Vatican Insider, 05/11/2015
De
Fidel a Raúl, el diálogo con la Iglesia en voz alta
El
primero se hizo «legitimar» por Wojtyla; el segundo da le da un papel político.
Es otra Revolución
MIMMO
CÁNDITO
Dentro
de esa pequeña habitación llena de preciosos adornos, en la que Francisco y
Raúl se entretuvieron durante casi una hora, en la que hablaban un español sin
sibilantes y en la que reconocían una identidad común, en medio de ese silencio
obligado por las normas del protocolo sabían muy bien que no estaban solos:
allí, al lado, estaba, aunque plegada por los años, la sombra de ese otro gran
viejo, Fidel. Pero esa sombra, un poco en los primeros minutos y después
mientras iban pasando los minutos, se fue desvaneciendo; tal vez seguía
presente por la inercia de una memoria latente aunque muda (¡fue increíbe que
Raúl reconociera «los errores» del régimen en cuanto a los derechos humanos!).
Hoy,
Cuba ya no es la misma Cuba que vio llegar a Papa Wojtyla ni la Cuba en la que
Fidel se inclinó ante su presencia, sin su uniforme de guerrillero eterno; él,
el comunista de la revolución utópica, y el otro, cazador despiadado de los
comunistas reales. Aquella Cuba ya se encontraba en el “periodo especial” a la
que la había arrojado el abandono de Moscú, pero Fidel seguía siendo el Líder
Máximo, siempre orgulloso, siempre “todólogo”, pero extraordinariamente feliz
de aquella legitimación que el Papa polaco estaba transmitiendo a un régimen
lleno de grietas y fallos.

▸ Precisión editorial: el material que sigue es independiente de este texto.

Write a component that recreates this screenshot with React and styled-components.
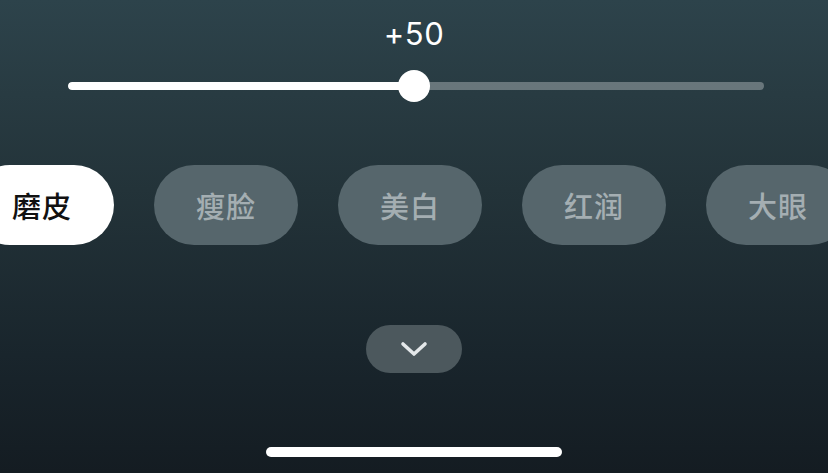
import React from "react";
import styled, { createGlobalStyle } from "styled-components";

const Global = createGlobalStyle`
  html, body { margin: 0; padding: 0; }
  body {
    width: 828px;
    height: 473px;
    overflow: hidden;
    background: #1c282f;
    font-family: Inter, "Noto Sans CJK SC", sans-serif;
  }
`;

const Screen = styled.div`
  width: 828px;
  height: 473px;
  box-sizing: border-box;
  overflow: hidden;
  display: flex;
  flex-direction: column;
  align-items: center;
  padding-top: 14px;
  background: linear-gradient(180deg, #2d434b 0%, #233339 40%, #19252c 75%, #141c22 100%);
`;

const Value = styled.div`
  height: 40px;
  line-height: 40px;
  font-size: 31px;
  font-family: Inter, "Liberation Sans", sans-serif;
  color: #ffffff;
  letter-spacing: 0.5px;
`;

const SliderWrap = styled.div`
  margin-top: 16px;
  margin-left: 4px;
  width: 696px;
  height: 32px;
  position: relative;
  display: flex;
  align-items: center;
`;

const Track = styled.div`
  width: 100%;
  height: 8px;
  border-radius: 4px;
  background: rgba(255, 255, 255, 0.3);
  overflow: hidden;
`;

const Fill = styled.div`
  height: 100%;
  background: #ffffff;
  border-radius: 4px;
`;

const Thumb = styled.div`
  position: absolute;
  top: 0;
  width: 32px;
  height: 32px;
  margin-left: -18px;
  border-radius: 50%;
  background: #ffffff;
`;

const PillRow = styled.div`
  margin-top: 63px;
  align-self: stretch;
  display: flex;
  gap: 40px;
  margin-left: -30px;
`;

const Pill = styled.div`
  flex: 0 0 144px;
  height: 80px;
  border-radius: 40px;
  display: flex;
  align-items: center;
  justify-content: center;
  font-family: "Noto Sans CJK SC", sans-serif;
  font-size: 29px;
  font-weight: 500;
  letter-spacing: 1px;
  background: ${(p) => (p.$active ? "#ffffff" : "#56666c")};
  color: ${(p) => (p.$active ? "#111111" : "#a4aeb2")};
`;

const Collapse = styled.div`
  margin-top: 80px;
  width: 96px;
  height: 48px;
  border-radius: 24px;
  background: #4c585d;
  display: flex;
  align-items: center;
  justify-content: center;
`;

const HomeBar = styled.div`
  margin-top: auto;
  margin-bottom: 16px;
  width: 296px;
  height: 10px;
  border-radius: 5px;
  background: #ffffff;
`;

const items = ["磨皮", "瘦脸", "美白", "红润", "大眼"];

export default function App() {
  const value = 50;
  return (
    <>
      <Global />
      <Screen>
        <Value>+{value}</Value>
        <SliderWrap>
          <Track>
            <Fill style={{ width: `${value}%` }} />
          </Track>
          <Thumb style={{ left: `${value}%` }} />
        </SliderWrap>
        <PillRow>
          {items.map((t, i) => (
            <Pill key={t} $active={i === 0}>
              {t}
            </Pill>
          ))}
        </PillRow>
        <Collapse>
          <svg width="28" height="18" viewBox="0 0 28 18">
            <path
              d="M3 4 L14 14 L25 4"
              fill="none"
              stroke="#e4e8ea"
              strokeWidth="3.6"
              strokeLinecap="round"
              strokeLinejoin="round"
            />
          </svg>
        </Collapse>
        <HomeBar />
      </Screen>
    </>
  );
}
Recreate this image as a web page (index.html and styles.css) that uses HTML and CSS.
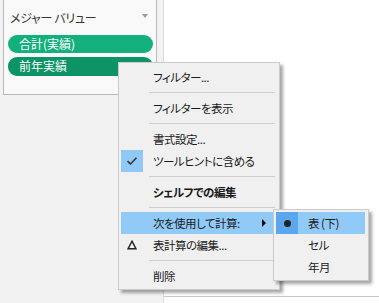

Esa inclinación profunda ante el viejo Papa tenía
dos significados, que vinculaban al hombre público con el antiguo estudiante
del colegio de los jesuitas: Fidel se inclinaba agradecido, como líder de una
revolución benignamente legitimada en medio de una tormenta, pero también se
inclinaba al líder de la Iglesia sobre cuya doctrina había configurado las
raíces de su pensamiento político.
Desde
entonces se entrelazaban los primeros diálogos entre la Revolución y la Iglesia
de la Virgen del Cobre, pero era una conversación reservada, en la que el
cardenal pedía la autorización para llevar en procesión por las calles de la
isla la estatua milagrosa. Todos sabían, pero nadie lo decía, que se negociaba
sobre la procesión pero se trataba de política. Fue el máximo: Fidel detestaba
la perestroika y la glasnost, y, aunque buscaba apoyos para salir de una crisis
dramática, no pretendía opacar la pureza de su poder, rígidamente basado en el
principio de que el Partido comunista cubano era el único garante del proceso
político nacional-revolucionario. Él y el Partido de la Revolución, uno y
trino, sin otros que pudieran contaminar esta unidad de fe y de poder.
Hoy,
con Raúl, el mundo es completamente diferente. Aunque el partido siga
momificado en su papel de garante único de la revolución-régimen, hay un tiempo
nuevo que ha perdido el recuerdo del anti-imperialismo yanqui, que sufre un
turismo dolarizado en el que se pervierten las costumbres y las fidelidades
ideológicas, que revela a una sociedad en general plegada a una sdhesión
rutinaria del castrismo; este tiempo ha impusto cambios que se van haciendo
casi genéticos, por lo menos en la medida en la que la cúpula de la Revolución
pudiera permitirse modelos nuevos. En este escenario, todavía sin partidos, la
Iglesia católica puede, una vez más, ofrecer una ayuda a este tiempo nuevo y a
sus necesidades, revistiendo públicamente, a la luz del sol, ese papel político
que Fidel no quiso concederle. La Iglesia no es un partido, pero es la única
institución que funge hoy como único intermediario entre el régimen y la
sociedad cubana: es un interlocutor político sin ser una estructura política,
es la voz creíble de “otro” pensamiento sin ser voz de la disidencia, es, en
suma, la llave que abre la puerta a un sistema político prisionero de su dogma
doctrinario.
En
la época de Fidel y de la visita del Papa polaco, Raúl estaba alejado de los
reflectores, en fila anónima con los dignatarios del régimen. Ahora, en el
tiempo de del histórico apretón de manos de Raúl con el Papa argentino, Fidel
es una sombra que se va desvaneciendo, mientra va llegando a La Habana una
nueva estación política. La Revolución hace la revolución.